• **INSTRUCTION**
Collect every line that includes the string "React".

• **SUPPLIED DATA**
....
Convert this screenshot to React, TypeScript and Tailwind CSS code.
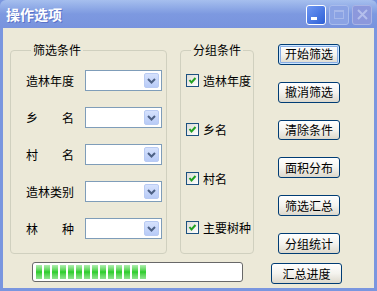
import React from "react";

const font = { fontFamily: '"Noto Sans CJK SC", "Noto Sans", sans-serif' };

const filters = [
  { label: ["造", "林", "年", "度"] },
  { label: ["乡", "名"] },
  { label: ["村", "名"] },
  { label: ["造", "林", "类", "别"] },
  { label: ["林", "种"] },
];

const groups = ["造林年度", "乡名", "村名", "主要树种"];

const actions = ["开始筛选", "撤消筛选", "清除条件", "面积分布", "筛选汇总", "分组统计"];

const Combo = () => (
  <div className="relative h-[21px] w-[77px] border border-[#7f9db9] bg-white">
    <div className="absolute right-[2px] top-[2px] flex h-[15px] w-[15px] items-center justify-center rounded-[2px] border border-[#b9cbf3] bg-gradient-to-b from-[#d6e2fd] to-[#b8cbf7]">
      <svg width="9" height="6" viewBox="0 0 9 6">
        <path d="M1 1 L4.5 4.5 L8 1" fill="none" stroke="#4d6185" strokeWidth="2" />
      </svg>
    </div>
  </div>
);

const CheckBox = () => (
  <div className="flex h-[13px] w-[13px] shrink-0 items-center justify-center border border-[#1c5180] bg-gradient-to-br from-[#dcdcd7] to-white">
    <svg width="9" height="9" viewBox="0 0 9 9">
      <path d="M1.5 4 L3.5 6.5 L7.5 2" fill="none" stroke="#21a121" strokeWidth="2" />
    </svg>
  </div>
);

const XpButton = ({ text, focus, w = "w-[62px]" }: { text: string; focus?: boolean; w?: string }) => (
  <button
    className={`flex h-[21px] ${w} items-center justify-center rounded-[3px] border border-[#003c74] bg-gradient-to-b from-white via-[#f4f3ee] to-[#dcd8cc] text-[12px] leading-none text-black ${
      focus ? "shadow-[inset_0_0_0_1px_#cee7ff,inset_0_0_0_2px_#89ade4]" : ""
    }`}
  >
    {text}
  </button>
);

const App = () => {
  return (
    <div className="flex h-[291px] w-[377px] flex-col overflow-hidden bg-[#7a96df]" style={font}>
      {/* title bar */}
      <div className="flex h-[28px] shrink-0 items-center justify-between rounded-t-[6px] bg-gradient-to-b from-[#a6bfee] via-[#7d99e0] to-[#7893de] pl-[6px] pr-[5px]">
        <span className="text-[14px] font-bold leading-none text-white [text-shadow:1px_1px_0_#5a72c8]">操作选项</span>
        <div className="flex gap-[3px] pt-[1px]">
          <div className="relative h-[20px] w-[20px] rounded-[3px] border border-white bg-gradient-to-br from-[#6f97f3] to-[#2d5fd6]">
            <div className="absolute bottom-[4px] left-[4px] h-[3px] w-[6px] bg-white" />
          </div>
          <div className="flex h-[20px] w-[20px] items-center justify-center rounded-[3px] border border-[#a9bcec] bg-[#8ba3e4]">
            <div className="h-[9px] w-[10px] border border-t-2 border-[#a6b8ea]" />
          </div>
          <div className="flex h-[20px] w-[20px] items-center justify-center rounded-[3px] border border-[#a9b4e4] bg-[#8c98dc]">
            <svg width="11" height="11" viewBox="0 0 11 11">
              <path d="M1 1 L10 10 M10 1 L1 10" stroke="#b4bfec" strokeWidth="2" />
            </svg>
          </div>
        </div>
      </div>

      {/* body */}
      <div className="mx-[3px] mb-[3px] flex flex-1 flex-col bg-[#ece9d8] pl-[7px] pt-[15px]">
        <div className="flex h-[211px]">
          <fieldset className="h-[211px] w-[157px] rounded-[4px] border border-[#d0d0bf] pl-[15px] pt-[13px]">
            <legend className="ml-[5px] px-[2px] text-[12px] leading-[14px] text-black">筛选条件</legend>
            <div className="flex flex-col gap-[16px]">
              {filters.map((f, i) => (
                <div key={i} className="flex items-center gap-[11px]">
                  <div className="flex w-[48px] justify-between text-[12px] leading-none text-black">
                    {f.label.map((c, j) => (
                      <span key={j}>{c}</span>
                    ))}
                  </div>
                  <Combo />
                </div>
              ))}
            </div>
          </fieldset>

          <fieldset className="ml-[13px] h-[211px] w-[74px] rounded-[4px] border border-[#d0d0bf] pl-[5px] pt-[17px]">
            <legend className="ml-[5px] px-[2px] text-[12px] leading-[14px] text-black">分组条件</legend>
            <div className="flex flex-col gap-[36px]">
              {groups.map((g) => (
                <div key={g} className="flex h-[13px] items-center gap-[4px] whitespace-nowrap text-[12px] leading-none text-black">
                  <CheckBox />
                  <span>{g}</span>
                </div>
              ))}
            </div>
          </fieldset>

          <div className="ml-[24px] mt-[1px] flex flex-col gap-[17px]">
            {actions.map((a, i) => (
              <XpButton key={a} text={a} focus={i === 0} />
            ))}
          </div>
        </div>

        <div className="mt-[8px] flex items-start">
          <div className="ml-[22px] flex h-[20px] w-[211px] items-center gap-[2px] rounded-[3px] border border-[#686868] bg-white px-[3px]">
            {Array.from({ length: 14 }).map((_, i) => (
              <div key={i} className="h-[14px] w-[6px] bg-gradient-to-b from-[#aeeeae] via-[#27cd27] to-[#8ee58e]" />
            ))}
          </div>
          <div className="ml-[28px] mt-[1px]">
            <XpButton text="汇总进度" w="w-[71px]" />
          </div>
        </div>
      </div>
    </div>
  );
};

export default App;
....
• **EXERCISE RESULT**
Convert this screenshot to React, TypeScript and Tailwind CSS code.
import React from "react";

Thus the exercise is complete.